_EXERCISE GOAL_.
Return all of the data exactly as written, without the pictures.

_DATA BLOCK_.
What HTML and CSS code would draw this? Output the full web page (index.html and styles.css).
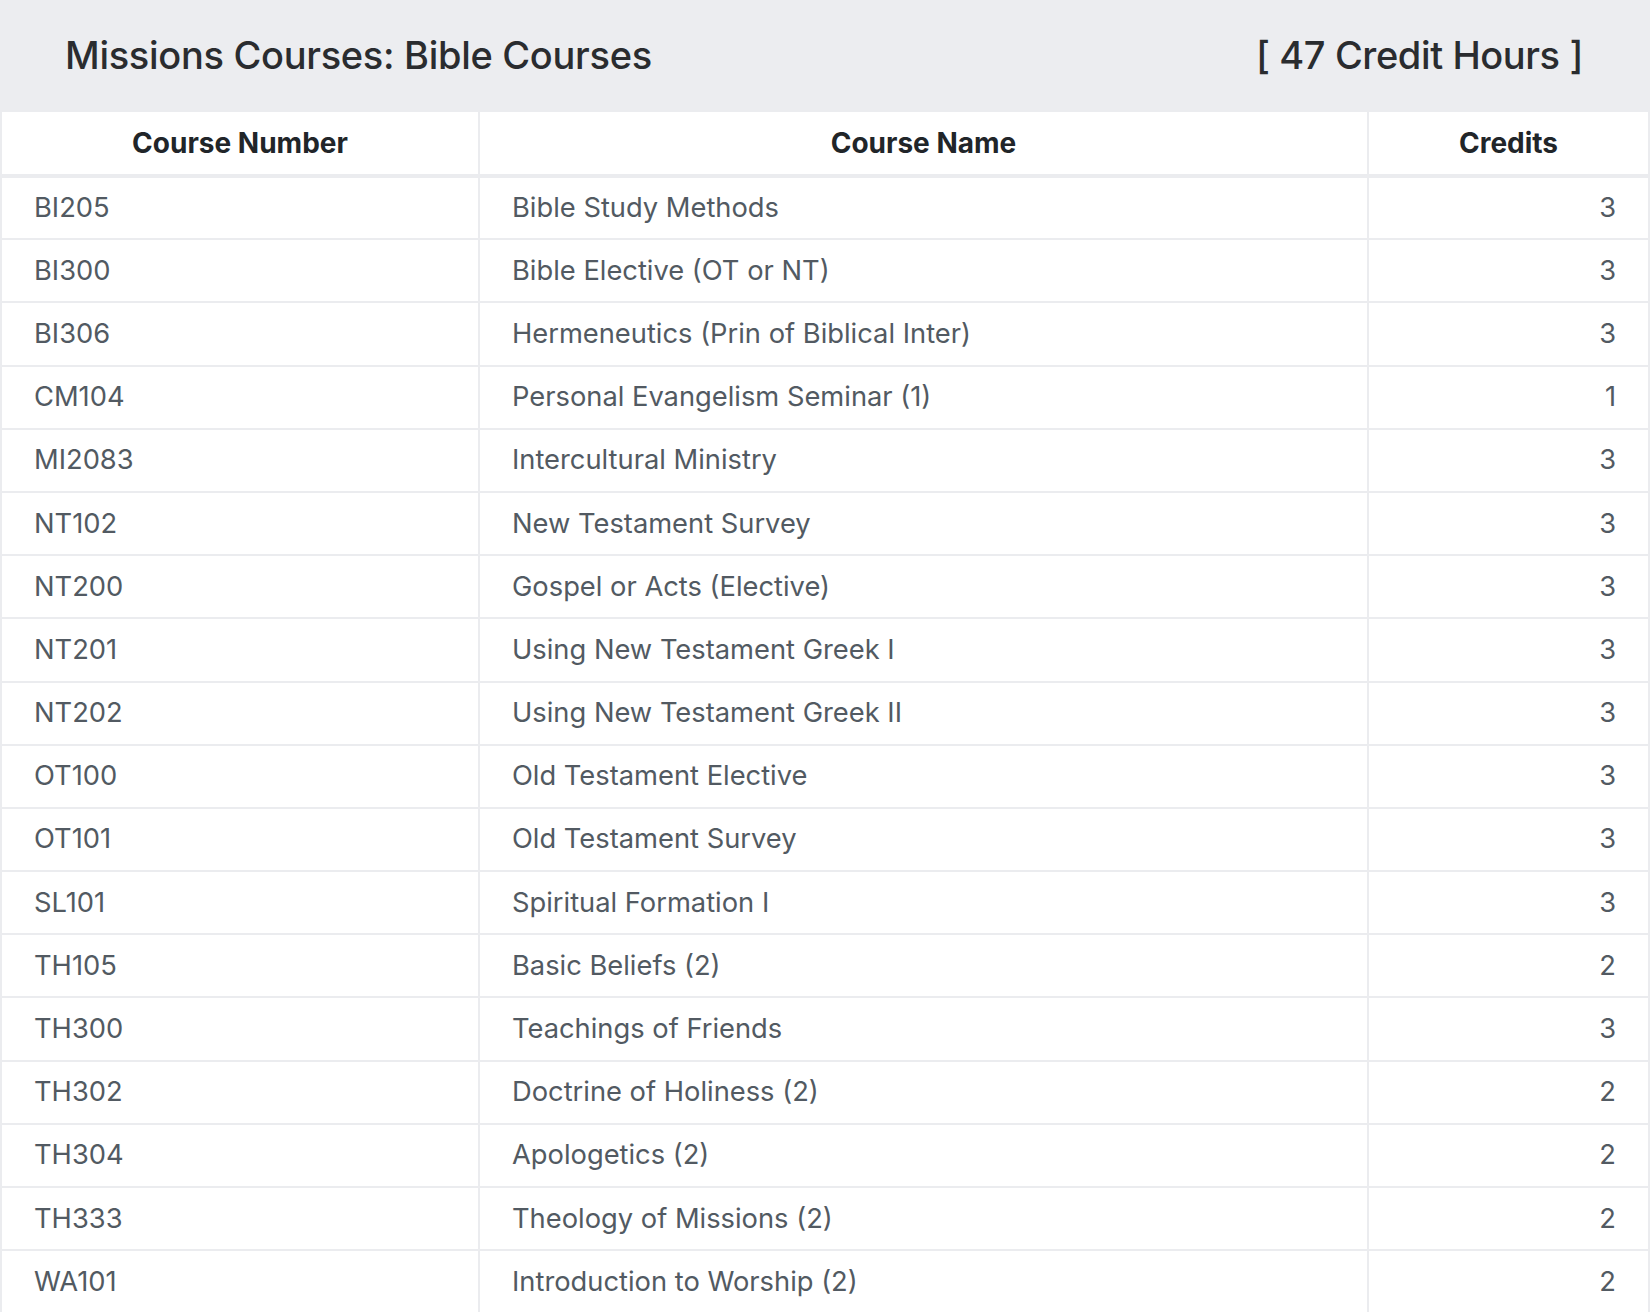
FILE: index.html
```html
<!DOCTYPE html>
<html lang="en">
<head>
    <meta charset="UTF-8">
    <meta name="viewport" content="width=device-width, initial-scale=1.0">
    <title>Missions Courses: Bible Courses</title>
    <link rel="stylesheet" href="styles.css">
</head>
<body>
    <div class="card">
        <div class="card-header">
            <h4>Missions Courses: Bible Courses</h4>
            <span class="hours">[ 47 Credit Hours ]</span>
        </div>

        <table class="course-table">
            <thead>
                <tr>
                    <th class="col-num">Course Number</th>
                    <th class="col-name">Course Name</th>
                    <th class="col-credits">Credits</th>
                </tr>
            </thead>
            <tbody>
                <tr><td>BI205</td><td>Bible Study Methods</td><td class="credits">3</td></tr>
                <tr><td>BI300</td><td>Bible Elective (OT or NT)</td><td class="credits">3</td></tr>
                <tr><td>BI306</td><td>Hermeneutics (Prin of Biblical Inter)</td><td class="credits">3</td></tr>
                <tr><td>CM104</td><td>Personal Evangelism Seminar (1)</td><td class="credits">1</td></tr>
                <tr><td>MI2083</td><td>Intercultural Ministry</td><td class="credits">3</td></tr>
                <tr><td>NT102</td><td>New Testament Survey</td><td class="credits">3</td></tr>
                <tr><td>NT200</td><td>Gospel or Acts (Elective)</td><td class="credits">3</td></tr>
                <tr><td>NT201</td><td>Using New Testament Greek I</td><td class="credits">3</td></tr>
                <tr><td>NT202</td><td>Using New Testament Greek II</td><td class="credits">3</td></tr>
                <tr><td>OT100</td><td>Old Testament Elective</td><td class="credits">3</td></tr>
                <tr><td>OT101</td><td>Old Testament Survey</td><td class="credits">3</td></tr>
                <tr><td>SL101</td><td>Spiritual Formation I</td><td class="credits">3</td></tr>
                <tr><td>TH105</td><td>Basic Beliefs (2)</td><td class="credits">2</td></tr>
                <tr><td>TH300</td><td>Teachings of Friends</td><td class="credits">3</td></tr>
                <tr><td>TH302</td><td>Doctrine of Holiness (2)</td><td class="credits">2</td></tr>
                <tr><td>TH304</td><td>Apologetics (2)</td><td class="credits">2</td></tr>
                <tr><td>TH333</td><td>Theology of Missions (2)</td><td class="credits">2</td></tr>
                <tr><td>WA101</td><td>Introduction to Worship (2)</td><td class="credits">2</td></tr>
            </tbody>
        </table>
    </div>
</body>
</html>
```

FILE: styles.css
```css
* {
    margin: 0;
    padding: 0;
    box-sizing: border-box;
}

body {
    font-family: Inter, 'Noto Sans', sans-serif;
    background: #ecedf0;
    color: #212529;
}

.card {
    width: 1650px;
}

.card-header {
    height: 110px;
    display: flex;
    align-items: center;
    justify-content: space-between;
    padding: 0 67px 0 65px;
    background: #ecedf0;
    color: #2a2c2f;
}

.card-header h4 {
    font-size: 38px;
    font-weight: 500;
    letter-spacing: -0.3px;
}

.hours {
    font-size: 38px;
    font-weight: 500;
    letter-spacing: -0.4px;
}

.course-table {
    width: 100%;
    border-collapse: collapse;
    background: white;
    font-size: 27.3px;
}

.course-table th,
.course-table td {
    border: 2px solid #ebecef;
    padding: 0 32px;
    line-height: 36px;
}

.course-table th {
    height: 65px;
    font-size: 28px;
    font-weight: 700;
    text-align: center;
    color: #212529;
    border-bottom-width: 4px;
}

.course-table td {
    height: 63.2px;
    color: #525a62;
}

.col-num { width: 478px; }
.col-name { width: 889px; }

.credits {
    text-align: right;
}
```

_SOLUTION_.
What HTML and CSS code would draw this? Output the full web page (index.html and styles.css).
FILE: index.html
```html
<!DOCTYPE html>
<html lang="en">
<head>
    <meta charset="UTF-8">
    <meta name="viewport" content="width=device-width, initial-scale=1.0">
    <title>Missions Courses: Bible Courses</title>
    <link rel="stylesheet" href="styles.css">
</head>
<body>
    <div class="card">
        <div class="card-header">
            <h4>Missions Courses: Bible Courses</h4>
            <span class="hours">[ 47 Credit Hours ]</span>
        </div>

        <table class="course-table">
            <thead>
                <tr>
                    <th class="col-num">Course Number</th>
                    <th class="col-name">Course Name</th>
                    <th class="col-credits">Credits</th>
                </tr>
            </thead>
            <tbody>
                <tr><td>BI205</td><td>Bible Study Methods</td><td class="credits">3</td></tr>
                <tr><td>BI300</td><td>Bible Elective (OT or NT)</td><td class="credits">3</td></tr>
                <tr><td>BI306</td><td>Hermeneutics (Prin of Biblical Inter)</td><td class="credits">3</td></tr>
                <tr><td>CM104</td><td>Personal Evangelism Seminar (1)</td><td class="credits">1</td></tr>
                <tr><td>MI2083</td><td>Intercultural Ministry</td><td class="credits">3</td></tr>
                <tr><td>NT102</td><td>New Testament Survey</td><td class="credits">3</td></tr>
                <tr><td>NT200</td><td>Gospel or Acts (Elective)</td><td class="credits">3</td></tr>
                <tr><td>NT201</td><td>Using New Testament Greek I</td><td class="credits">3</td></tr>
                <tr><td>NT202</td><td>Using New Testament Greek II</td><td class="credits">3</td></tr>
                <tr><td>OT100</td><td>Old Testament Elective</td><td class="credits">3</td></tr>
                <tr><td>OT101</td><td>Old Testament Survey</td><td class="credits">3</td></tr>
                <tr><td>SL101</td><td>Spiritual Formation I</td><td class="credits">3</td></tr>
                <tr><td>TH105</td><td>Basic Beliefs (2)</td><td class="credits">2</td></tr>
                <tr><td>TH300</td><td>Teachings of Friends</td><td class="credits">3</td></tr>
                <tr><td>TH302</td><td>Doctrine of Holiness (2)</td><td class="credits">2</td></tr>
                <tr><td>TH304</td><td>Apologetics (2)</td><td class="credits">2</td></tr>
                <tr><td>TH333</td><td>Theology of Missions (2)</td><td class="credits">2</td></tr>
                <tr><td>WA101</td><td>Introduction to Worship (2)</td><td class="credits">2</td></tr>
            </tbody>
        </table>
    </div>
</body>
</html>
```

FILE: styles.css
```css
* {
    margin: 0;
    padding: 0;
    box-sizing: border-box;
}

body {
    font-family: Inter, 'Noto Sans', sans-serif;
    background: #ecedf0;
    color: #212529;
}

.card {
    width: 1650px;
}

.card-header {
    height: 110px;
    display: flex;
    align-items: center;
    justify-content: space-between;
    padding: 0 67px 0 65px;
    background: #ecedf0;
    color: #2a2c2f;
}

.card-header h4 {
    font-size: 38px;
    font-weight: 500;
    letter-spacing: -0.3px;
}

.hours {
    font-size: 38px;
    font-weight: 500;
    letter-spacing: -0.4px;
}

.course-table {
    width: 100%;
    border-collapse: collapse;
    background: white;
    font-size: 27.3px;
}

.course-table th,
.course-table td {
    border: 2px solid #ebecef;
    padding: 0 32px;
    line-height: 36px;
}

.course-table th {
    height: 65px;
    font-size: 28px;
    font-weight: 700;
    text-align: center;
    color: #212529;
    border-bottom-width: 4px;
}

.course-table td {
    height: 63.2px;
    color: #525a62;
}

.col-num { width: 478px; }
.col-name { width: 889px; }

.credits {
    text-align: right;
}
```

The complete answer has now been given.